Until then, our focus should be on bearing fruit for the Lord in the here and now, not on getting out of here as quickly as possible. As Jesus prayed for His apostles, “My prayer is not that you take them out of the world but that you protect them from the evil one” (John 17:15).

The Father knows how to protect us from the evil one in this world, and when His wrath is poured out on sinners and rebels, He will give us a way of escape and provide a refuge for us (see Isaiah 26:20-21, which ties in with Luke 21:36).

Ultimately, though, there’s another big problem with the idea that, at any time in history, Jesus can burst on the scene and take us out of there.

Is there no story line? Is there no larger plan? Is there no mission to fulfill? If Jesus came 1,000 years ago (and many predicted He would) or 30 or 40 years ago (as others predicted He would), wouldn’t that have left so many things still undone?
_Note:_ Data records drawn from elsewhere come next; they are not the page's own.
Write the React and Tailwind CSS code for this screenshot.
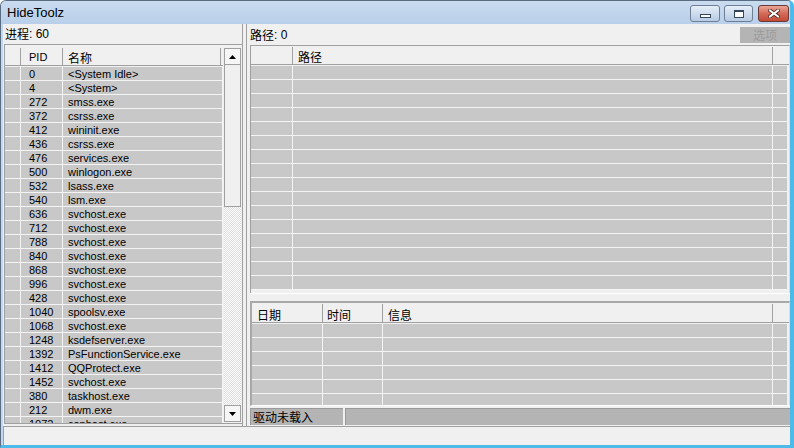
import React from 'react';

const procs = [
  ['0', '<System Idle>'],
  ['4', '<System>'],
  ['272', 'smss.exe'],
  ['372', 'csrss.exe'],
  ['412', 'wininit.exe'],
  ['436', 'csrss.exe'],
  ['476', 'services.exe'],
  ['500', 'winlogon.exe'],
  ['532', 'lsass.exe'],
  ['540', 'lsm.exe'],
  ['636', 'svchost.exe'],
  ['712', 'svchost.exe'],
  ['788', 'svchost.exe'],
  ['840', 'svchost.exe'],
  ['868', 'svchost.exe'],
  ['996', 'svchost.exe'],
  ['428', 'svchost.exe'],
  ['1040', 'spoolsv.exe'],
  ['1068', 'svchost.exe'],
  ['1248', 'ksdefserver.exe'],
  ['1392', 'PsFunctionService.exe'],
  ['1412', 'QQProtect.exe'],
  ['1452', 'svchost.exe'],
  ['380', 'taskhost.exe'],
  ['212', 'dwm.exe'],
  ['1072', 'conhost.exe'],
];

function Arrow({ down }) {
  return (
    <svg width="7" height="4" viewBox="0 0 7 4">
      <polygon points={down ? '0,0 7,0 3.5,4' : '0,4 7,4 3.5,0'} fill="#000" />
    </svg>
  );
}

function TitleBar() {
  return (
    <div className="h-[23px] flex items-start pl-[6px] pr-[1px] bg-linear-to-b from-[#c9dbef] to-[#b9cfe9]">
      <span className="text-[13px] leading-[23px] text-black font-['Liberation_Sans',sans-serif]">HideToolz</span>
      <div className="ml-auto flex mt-[4px]">
        <div className="w-[30px] h-[17px] rounded-[3px] border border-[#6e7f95] bg-linear-to-b from-[#e6eef8] to-[#b7cbe4] flex items-end justify-center pb-[3px]">
          <div className="w-[11px] h-[4px] bg-white border border-[#34465c]" />
        </div>
        <div className="w-[29px] h-[17px] ml-[4px] rounded-[3px] border border-[#6e7f95] bg-linear-to-b from-[#e6eef8] to-[#b7cbe4] flex items-center justify-center">
          <div className="w-[10px] h-[8px] bg-white border border-[#34465c] border-t-2" />
        </div>
        <div className="w-[31px] h-[17px] ml-[5px] rounded-[3px] border border-[#6b3a36] bg-linear-to-b from-[#e8a596] via-[#d46a58] to-[#c24a36] flex items-center justify-center">
          <svg width="12" height="9" viewBox="0 0 12 9">
            <path d="M2 1.5 L10 7.5 M10 1.5 L2 7.5" stroke="#4a2420" strokeWidth="3.6" strokeLinecap="square" />
            <path d="M2 1.5 L10 7.5 M10 1.5 L2 7.5" stroke="#ffffff" strokeWidth="2" strokeLinecap="square" />
          </svg>
        </div>
      </div>
    </div>
  );
}

function ProcessList() {
  return (
    <div className="h-[380px] flex border-t border-l border-b border-[#a0a0a0] bg-[#f0f0f0] overflow-hidden">
      <div className="w-[218px] shrink-0 flex flex-col overflow-hidden">
        <div className="h-[22px] shrink-0 pt-[3px]">
          <div className="flex h-[18px] border-b border-[#a0a0a0] text-[11px] leading-[19px] text-black">
            <div className="w-[16px] border-r border-[#a0a0a0]" />
            <div className="w-[42px] border-r border-[#a0a0a0] pl-[8px]">PID</div>
            <div className="w-[158px] border-r border-[#a0a0a0] pl-[5px] font-['Noto_Sans_CJK_SC',sans-serif] text-[12px]">名称</div>
          </div>
        </div>
        <div className="flex flex-col">
          {procs.map(([pid, name]) => (
            <div key={pid} className="h-[14px] shrink-0 flex bg-[#c8c8c8] border-b border-[#f4f4f4] text-[11px] leading-[14px] text-black">
              <div className="w-[16px] border-r border-[#f4f4f4]" />
              <div className="w-[42px] border-r border-[#f4f4f4] pl-[8px]">{pid}</div>
              <div className="w-[160px] border-r border-[#f4f4f4] pl-[5px] whitespace-nowrap overflow-hidden">{name}</div>
            </div>
          ))}
        </div>
      </div>
      <div className="w-[19px] shrink-0 flex flex-col pt-[3px] pl-[1px] pr-[1px] pb-[1px]">
        <div className="h-[17px] shrink-0 border border-[#a0a0a0] bg-[#f6f6f6] flex items-center justify-center">
          <Arrow />
        </div>
        <div className="h-[142px] shrink-0 border border-[#a0a0a0] border-t-0 bg-[#f0f0f0]" />
        <div className="flex-1 bg-[repeating-conic-gradient(#ffffff_0%_25%,#dcdcdc_0%_50%)] bg-[length:2px_2px]" />
        <div className="h-[17px] shrink-0 border border-[#a0a0a0] bg-[#f6f6f6] flex items-center justify-center">
          <Arrow down />
        </div>
      </div>
    </div>
  );
}

function PathList() {
  return (
    <div className="h-[248px] shrink-0 flex flex-col border-t border-l border-r border-[#a0a0a0] border-r-[#dcdcdc] overflow-hidden">
      <div className="h-[20px] shrink-0 pt-[1px]">
        <div className="flex h-[18px] border-b border-[#a0a0a0] text-[12px] leading-[20px] font-['Noto_Sans_CJK_SC',sans-serif]">
          <div className="w-[42px] border-r border-[#a0a0a0]" />
          <div className="w-[480px] border-r border-[#a0a0a0] pl-[5px]">路径</div>
          <div className="flex-1" />
        </div>
      </div>
      {Array.from({ length: 16 }).map((_, i) => (
        <div key={i} className="h-[14px] shrink-0 flex bg-[#c8c8c8] border-b border-[#f4f4f4] mr-[2px]">
          <div className="w-[42px] border-r border-[#f4f4f4]" />
          <div className="w-[480px] border-r border-[#f4f4f4]" />
          <div className="flex-1" />
        </div>
      ))}
    </div>
  );
}

function LogList() {
  return (
    <div className="h-[105px] shrink-0 flex flex-col border-t-2 border-l-2 border-[#a8a8a8] border-r border-r-[#dcdcdc] border-b border-b-[#ffffff] overflow-hidden">
      <div className="h-[21px] shrink-0 pt-[1px]">
        <div className="flex h-[19px] border-b border-[#a0a0a0] text-[12px] leading-[21px] font-['Noto_Sans_CJK_SC',sans-serif]">
          <div className="w-[71px] border-r border-[#a0a0a0] pl-[5px]">日期</div>
          <div className="w-[60px] border-r border-[#a0a0a0] pl-[4px]">时间</div>
          <div className="w-[390px] border-r border-[#a0a0a0] pl-[5px]">信息</div>
          <div className="flex-1" />
        </div>
      </div>
      {Array.from({ length: 6 }).map((_, i) => (
        <div key={i} className="h-[14px] shrink-0 flex bg-[#c8c8c8] border-b border-[#f4f4f4] mr-[2px]">
          <div className="w-[71px] border-r border-[#f4f4f4]" />
          <div className="w-[60px] border-r border-[#f4f4f4]" />
          <div className="w-[390px] border-r border-[#f4f4f4]" />
          <div className="flex-1" />
        </div>
      ))}
    </div>
  );
}

export default function App() {
  return (
    <div className="w-[794px] h-[448px] flex flex-col bg-[#c3d7ee] border-t border-l border-[#5a6c82] border-r-[4px] border-r-[#4cbbea] border-b-[3px] border-b-[#4cbbea] rounded-t-[6px] overflow-hidden font-['Liberation_Sans','Noto_Sans_CJK_SC',sans-serif] text-black">
      <TitleBar />
      <div className="flex-1 flex flex-col ml-[2px] bg-[#f0f0f0]">
        <div className="h-[402px] shrink-0 flex">
          {/* left: process list */}
          <div className="w-[240px] flex flex-col pl-[1px] border-r border-[#a0a0a0]">
            <div className="h-[20px] shrink-0 flex items-center pl-[1px] text-[12px]">
              <span className="font-['Noto_Sans_CJK_SC',sans-serif]">进程</span>
              <span>: 60</span>
            </div>
            <ProcessList />
          </div>
          <div className="w-[3px]" />
          {/* right: path + log */}
          <div className="flex-1 flex flex-col border-l border-[#a0a0a0] pl-[3px]">
            <div className="h-[21px] shrink-0 flex items-center text-[12px]">
              <span className="font-['Noto_Sans_CJK_SC',sans-serif]">路径</span>
              <span>: 0</span>
              <div className="ml-auto w-[50px] h-[16px] bg-[#b4b4b4] text-[#9c9c9c] text-[12px] leading-[16px] text-center font-['Noto_Sans_CJK_SC',sans-serif]">
                选项
              </div>
            </div>
            <PathList />
            <div className="h-[8px] shrink-0 border-t border-[#ffffff]" />
            <LogList />
            <div className="h-[2px] shrink-0" />
            <div className="h-[17px] shrink-0 flex gap-[2px]">
              <div className="w-[93px] bg-[#b4b4b4] border-t border-l border-[#9a9a9a] pl-[2px] text-[12px] leading-[16px] font-['Noto_Sans_CJK_SC',sans-serif]">
                驱动未载入
              </div>
              <div className="flex-1 bg-[#b4b4b4] border-t border-l border-[#9a9a9a]" />
            </div>
          </div>
        </div>
        <div className="flex-1 border-t border-l border-[#a0a0a0] bg-[#f0f0f0]" />
      </div>
    </div>
  );
}
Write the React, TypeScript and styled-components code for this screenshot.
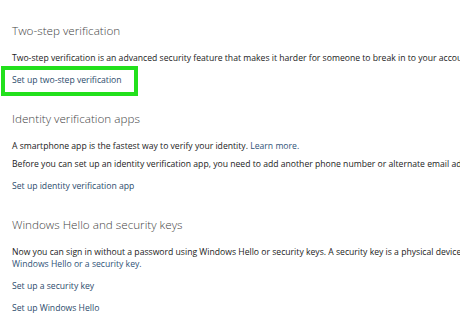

There are still several billion people who have never once heard the name of Jesus (or, if they heard the name, have no idea what it means or to whom it refers). Does God not care about them? Does the church suddenly disappear without them even having the opportunity to hear the good news? Is that how the Lord ends this part of the story? Certainly not.

It’s like listening to an orchestral piece consisting of three main movements, only to have it stop suddenly partway through. What was that? Or it’s like reading a spellbinding novel, only to have it end just as the plot is being developed, or watching a master painter at his craft, only to leave the picture half-finished. What happened?

Surely that is not in keeping with the character of God or the way He has acted in history. Surely, the idea that, suddenly, without any warning or sign, we are suddenly zapped out of here—in the middle of the symphony, so to say—makes no biblical sense at all.

And what about the state of the church? Will the prayer of Jesus for our unity and our glorification in Him go unanswered (see John 17)? Will we suddenly disappear from the earth in the midst of scandals, divisions and defeats? And, in a moment of time, will we be transformed from a largely carnal, powerless and worldly church into “a radiant church, without stain or wrinkle or any other blemish, but holy and blameless”? (See Ephesians 5:27, where Paul says that Jesus will present a church like this to Himself.)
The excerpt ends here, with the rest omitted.